Protest Is Risky at Egypt’s Climate Talks. That Won’t Stop Activists
But an altercation that followed the event exemplified the resistance human rights activists face: According to a Washington Post report, Egyptian lawmaker Amr Darwish stood up and yelled at Seif. “You are here summoning foreign countries to pressure Egypt.” He continued berating her until UN security escorted him out, the paper reported.

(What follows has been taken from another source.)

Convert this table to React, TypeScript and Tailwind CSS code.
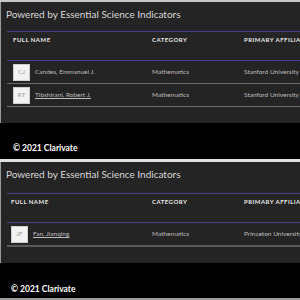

Activist organizations in Egypt have to deal with limited funding, harassment, and onerous conditions for organizing peaceful demonstrations and press conferences. Some fear for their lives and are essentially forced into exile. A small gathering of a group of people is enough to draw the suspicion of security forces, says Ubrei-Joe Maimoni Mariere, a Nigerian environmental activist of the Friends of the Earth Africa, a nonprofit group. “Egypt is not the best place to hold a COP, because of the repressive nature of the Egyptian government. Activists are careful not to break the laws of the land,” he says. Instead of being sited at a beautiful resort, he argues, such a meeting would be better held in a place where many people live with the effects of climate change, like polluted water and heat waves.
On Friday, US President Joe Biden is scheduled to speak with el-Sisi, and reportedly will press him on human rights issues in the country. Egypt has been a close ally of the US since the 1980s, and is one of the top recipients of military aid from the United States, Russia, France, and Italy. At Tuesday’s event, Seif essentially called for reducing that aid. “Those weapons will be used against us. You really have to reimagine your foreign policy to Egypt, because it is creating a problem here,” she said.
Bahgat, the Egyptian human rights advocate, points out that the situation for activists has worsened significantly since the coup that brought el-Sisi—a former general—to power. Ten years ago, after the Arab Spring culminated in the fall of then-president Mubarak, he says, people felt empowered. His organization aided a community in western Egypt who, after being displaced by a nuclear power plant, organized a sit-in, demanding to be returned to their lands or fairly compensated. Eventually, after that protest and a press conference, the government created a compensation scheme. “I’m telling you this story because every aspect of it is impossible to imagine today,” he says.
“The general clampdown that Human Rights Watch has witnessed is also impacting environmental groups, some very directly and others in more nuanced and subtle ways, in the sense that some of these groups and activists self-censor and do not engage in certain actions and discussions that could get them in trouble,” says Katharina Rall, an environmental researcher for the group. The unwelcome environment for demonstrators was already evident before the COP27 summit began, Rall says, when an Indian activist, Ajit Rajagopal, began an eight-day march from Cairo to Sharm el-Sheikh, but was arrested by Egyptian security forces on November 6. He was released the following day, but the message was clear.
The next UN climate summit, COP28, will be held in the United Arab Emirates in November 2023. That government is also well documented as a repressive regime. But already a key message has emerged from COP27, Bahgat says: “There is no climate justice without human rights.”